Kenya Airway has said that it is bound to resume talks with the country’s national carrier, Rwandair for a new possible partnership. The company’s Commercial Director Richard Nuttall told Business Times during a recent media tour to its refurbished operational control center in Nairobi, that their was still room for dialogue between both airliners for any new partnerships.
Kenya Airway has said that it is bound to resume talks with the country’s national carrier, Rwandair for a new possible partnership.
The company’s Commercial Director Richard Nuttall told Business Times during a recent media tour to its refurbished operational control center in Nairobi, that their was still room for dialogue between both airliners for any new partnerships.
"I think now things have moved and we are going to start talking again. There is definitely room for us to talk. There is a bit of a vacuum for us…but we are working on stimulating dialogue again,” Nuttall said.
"There are very many different types of partnerships and with this it will be a win—win on both sides. By working with Rwandair we get more on out network and may be they get more on their network by working with us,” he added.

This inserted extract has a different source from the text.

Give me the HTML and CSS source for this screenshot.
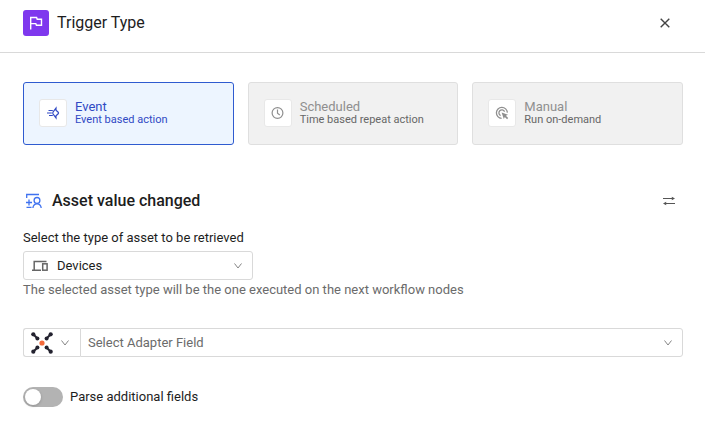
FILE: index.html
```html
<!DOCTYPE html>
<html lang="en">
<head>
<meta charset="utf-8">
<meta name="viewport" content="width=device-width, initial-scale=1">
<title>Trigger Type</title>
<link rel="stylesheet" href="styles.css">
</head>
<body>
<header class="header">
  <span class="header-icon">
    <svg width="14" height="14" viewBox="0 0 14 14" fill="none" stroke="currentColor" stroke-width="1.4"><path d="M1.7 13.5V1.5H7.6L8.2 3.2H12.5V9.2H7.4L6.8 7.6H1.7"/></svg>
  </span>
  <h1 class="title">Trigger Type</h1>
  <button class="icon-button" type="button" aria-label="Close">
    <svg width="10" height="10" viewBox="0 0 10 10" fill="none" stroke="currentColor" stroke-width="1.4"><path d="M.7 .7L9.3 9.3M9.3 .7L.7 9.3"/></svg>
  </button>
</header>
<main class="content">
  <div class="cards" role="radiogroup" aria-label="Trigger Type">
    <label class="card card-selected">
      <input class="card-input" type="radio" name="trigger" checked>
      <span class="card-icon">
        <svg width="14" height="14" viewBox="0 0 14 14" fill="none" stroke="currentColor"><path d="M10 2L7 6.2Q6.5 7 7 7.8L10 12V9.7L12.2 7.8Q12.9 7 12.2 6.2L10 4.3Z" stroke-width="1.2"/><path d="M2.5 4.5H6.8M1 7H5.8M3 9.5H6.8"/></svg>
      </span>
      <span class="card-text"><span class="card-name">Event</span><span class="card-note">Event based action</span></span>
    </label>
    <label class="card">
      <input class="card-input" type="radio" name="trigger" disabled>
      <span class="card-icon">
        <svg width="14" height="14" viewBox="0 0 14 14" fill="none" stroke="currentColor" stroke-width="1.2"><circle cx="6.5" cy="7" r="5.4"/><path d="M6.5 3.5V7.2L8.8 8.9"/></svg>
      </span>
      <span class="card-text"><span class="card-name">Scheduled</span><span class="card-note">Time based repeat action</span></span>
    </label>
    <label class="card">
      <input class="card-input" type="radio" name="trigger" disabled>
      <span class="card-icon">
        <svg width="14" height="14" viewBox="0 0 14 14" fill="none" stroke="currentColor" stroke-width="1.3"><path d="M6.6 12.4A5.5 5.5 0 1 1 12.4 6.6M5.6 9.6A3 3 0 1 1 9.6 5.6"/><path d="M6.6 6.6L13 8.8L10.9 9.8L13.2 12.1L12.1 13.2L9.8 10.9L8.8 13Z" fill="currentColor" stroke="none"/></svg>
      </span>
      <span class="card-text"><span class="card-name">Manual</span><span class="card-note">Run on-demand</span></span>
    </label>
  </div>

  <div class="section-head">
    <svg class="section-icon" width="18" height="16" viewBox="0 0 18 16" fill="none" stroke="currentColor" stroke-width="1.3"><path d="M1.7 5V1.5H14M1 9.5H7M4 6.5V12.5M1.5 14.4H6.5"/><circle cx="12" cy="7.4" r="2.9"/><path d="M7.9 15C8.2 11.9 9.9 10.9 12 10.9S15.9 11.9 16.2 15"/></svg>
    <h2 class="section-title">Asset value changed</h2>
    <button class="icon-button swap" type="button" aria-label="Change trigger">
      <svg width="14" height="10" viewBox="0 0 14 10" fill="none" stroke="currentColor"><path d="M1 2.5H11M3 7.5H13" stroke-width="1.1"/><path d="M9.8 .7L13 2.5L9.8 4.3ZM4.2 5.7L1 7.5L4.2 9.3Z" fill="currentColor" stroke="none"/></svg>
    </button>
  </div>

  <label class="field-label" for="asset">Select the type of asset to be retrieved</label>
  <div class="control asset">
    <svg class="lead-icon devices" width="16" height="12" viewBox="0 0 16 12" fill="none" stroke="currentColor" stroke-width="1.5"><path d="M14.5 1.5H2.2V9.8M0 10.2H9"/><rect x="10.7" y="3.8" width="4.4" height="6.4"/></svg>
    <select id="asset" class="select asset-select"><option>Devices</option></select>
    <svg class="chevron" width="8" height="6" viewBox="0 0 8 6" fill="none" stroke="currentColor"><path d="M.5 .5L4 5L7.5 .5"/></svg>
  </div>
  <p class="help">The selected asset type will be the one executed on the next workflow nodes</p>

  <div class="adapter">
    <div class="control adapter-kind">
      <svg class="lead-icon" width="22" height="22" viewBox="0 0 22 22" fill="none"><g stroke="#23222f" stroke-width="2"><path d="M2.5 2.5L7 7M19.5 2.5L15 7M2.5 19.5L7 15M19.5 19.5L15 15"/></g><g fill="#23222f"><circle cx="2.3" cy="2.3" r="2.1"/><circle cx="19.7" cy="2.3" r="2.1"/><circle cx="2.3" cy="19.7" r="2.1"/><circle cx="19.7" cy="19.7" r="2.1"/><circle cx="6.4" cy="6.4" r="2"/><circle cx="15.6" cy="6.4" r="2"/><circle cx="6.4" cy="15.6" r="2"/><circle cx="15.6" cy="15.6" r="2"/></g><circle cx="11" cy="11" r="2.6" fill="#f46a3b"/></svg>
      <select class="select" aria-label="Adapter"><option></option></select>
      <svg class="chevron" width="8" height="6" viewBox="0 0 8 6" fill="none" stroke="currentColor"><path d="M.5 .5L4 5L7.5 .5"/></svg>
    </div>
    <div class="control adapter-field">
      <select class="select field-select" aria-label="Adapter field"><option>Select Adapter Field</option></select>
      <svg class="chevron" width="8" height="6" viewBox="0 0 8 6" fill="none" stroke="currentColor"><path d="M.5 .5L4 5L7.5 .5"/></svg>
    </div>
  </div>

  <label class="toggle"><input class="switch" type="checkbox" role="switch">Parse additional fields</label>
</main>
</body>
</html>
```
FILE: styles.css
```css
* { box-sizing: border-box; }
body {
  margin: 0;
  background: #fff;
  color: #1d1d1d;
  font: 13px/16px Roboto, "Liberation Sans", sans-serif;
}
svg { display: block; flex: none; }
h1, h2, p { margin: 0; }

.header {
  display: flex;
  align-items: center;
  gap: 8px;
  padding: 10px 29px 16px 23px;
  border-bottom: 1px solid #d9d9d9;
}
.header-icon {
  display: grid;
  place-items: center;
  width: 26px;
  height: 26px;
  border-radius: 3px;
  background: #7f38ee;
  color: #fff;
}
.title { flex: 1; font-size: 16px; font-weight: 400; line-height: 24px; }
.icon-button {
  display: grid;
  place-items: center;
  width: 22px;
  height: 22px;
  padding: 0;
  border: 0;
  background: none;
  color: #444;
}

.content { padding: 29px 22px 20px 23px; }
.cards { display: grid; grid-template-columns: repeat(3, 1fr); gap: 14px; }
.card {
  position: relative;
  display: flex;
  align-items: center;
  gap: 8px;
  padding: 16px 15px 17px;
  border: 1px solid #dfdfdf;
  border-radius: 3px;
  background: #f1f1f1;
  color: #8f8f8f;
}
.card-selected { border-color: #2f5bd0; background: #edf5ff; color: #3049c4; }
.card-input { position: absolute; inset: 0; margin: 0; opacity: 0; }
.card-icon {
  display: grid;
  place-items: center;
  width: 28px;
  height: 28px;
  border: 1px solid #e8e8e8;
  border-radius: 3px;
  background: #fff;
}
.card-text { display: flex; flex-direction: column; padding-bottom: 2px; }
.card-name { line-height: 15px; }
.card-note { font-size: 11px; line-height: 11px; color: #676767; }
.card-selected .card-note { color: inherit; }

.section-head { display: flex; align-items: center; gap: 9px; margin-top: 44px; padding: 0 3px 0 2px; }
.section-icon { color: #3f72f0; }
.section-title { flex: 1; font-size: 16px; font-weight: 500; line-height: 24px; }
.swap { color: #555; }

.field-label { display: block; margin: 17px 0 5px; }
.control { position: relative; display: flex; align-items: center; }
.asset { width: 230px; }
.select {
  width: 100%;
  height: 29px;
  padding: 0 32px 0 7px;
  border: 1px solid #d9d9d9;
  border-radius: 3px;
  appearance: none;
  background: #fff;
  color: inherit;
  font: inherit;
}
.asset-select { padding-left: 33px; }
.lead-icon { position: absolute; left: 8px; pointer-events: none; }
.devices { color: #666; left: 9px; }
.chevron { position: absolute; right: 11px; color: #858585; pointer-events: none; }
.help { margin-top: 2px; color: #6b6b6b; }

.adapter { display: flex; margin-top: 30px; }
.adapter-kind { flex: none; width: 57px; }
.adapter-kind .select { border-right: 0; border-radius: 3px 0 0 3px; }
.adapter-field { flex: 1; }
.field-select { border-radius: 0 3px 3px 0; color: #6b6b6b; }

.toggle { display: flex; align-items: center; gap: 7px; margin-top: 30px; }
.switch {
  display: flex;
  width: 40px;
  height: 20px;
  margin: 0;
  padding: 2px;
  appearance: none;
  border-radius: 10px;
  background: #b3b3b3;
}
.switch::before {
  content: "";
  width: 16px;
  height: 16px;
  border-radius: 50%;
  background: #fff;
  box-shadow: 0 1px 3px rgba(0, 0, 0, .2);
}
.switch:checked { justify-content: flex-end; background: #2f5bd0; }
```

Kenya Airways which is coded KQ, formally suspended its partnership with Rwandair mid last year, after the Rwandan carrier reportedly opted for an aircraft that had not passed a safety certification test.
The partnership involved a code sharing deal which allowed both partners to book passengers within their networks and board them on either aircraft owned by either of them.
KQ’s code sharing contract with Rwandair was signed in April 2003. The contract provided that before the airlines enter into the deal a third party airline, the third party airline has either to be IOSA certified or to have passed a safety audit by Kenya Airways.
Nuttall explained to Business Times that Rwandair had used a third party airline in one of the code-shared routes. However according to Nuttall, the third party plane was not compliant to the International Air Transport Association Operational Safety Audit (IOSA) of which KQ is a certified carrier.
"My understanding is to do with the fact that Rwanda was leasing aircrafts from other carriers or rather other sources and these had to be IOSA compliant this is an IATA requirement. You have to fulfil certain requirements,” he said.
IATA is an acronym for, The International Air Transport Association, an international industry trade group of airlines with headquartered in Montreal, Quebec, Canada.
IATA publishes standards and minimum training requirements for airliners.
The company’s Managing Director Titus Naikuni said that Kenya Airways saw its revenues plunge by whooping $71.8 million (Rwf40.3 billion) which he blamed on fuel hedging.
Fuel Hedging is a contractual arrangement used by some airlines to stabilize jet fuel costs. The plan commits an airline to paying a pre-determined price for future jet fuel purchases.
During the media tour, KQ officials also announced that the company had refurbished and improved the Kenya Airways Operational Control Centre (OCC) facility with an investment worth $6.4 million (Rwf3.7 billion)
The company which has modernised its fleet with its 25 aircrafts has recently been admitted as a partial member of the elite team of airlines, known as Skyteam.
Skyteam comprises nine of the world’s best airlines, which dominate both European and American skies and partly spread their wings across the Asian and the Middle East skies.
Since 2001 Kenya Airways has also spent over $1.04 billion on modernising its fleet and upgrading its ground handling equipment and its technology to cater for its destinations.
KQ is the leading customer choice in the region with three daily flights to Kigali. It has over the years positioned itself as the most profitable carrier on the continent.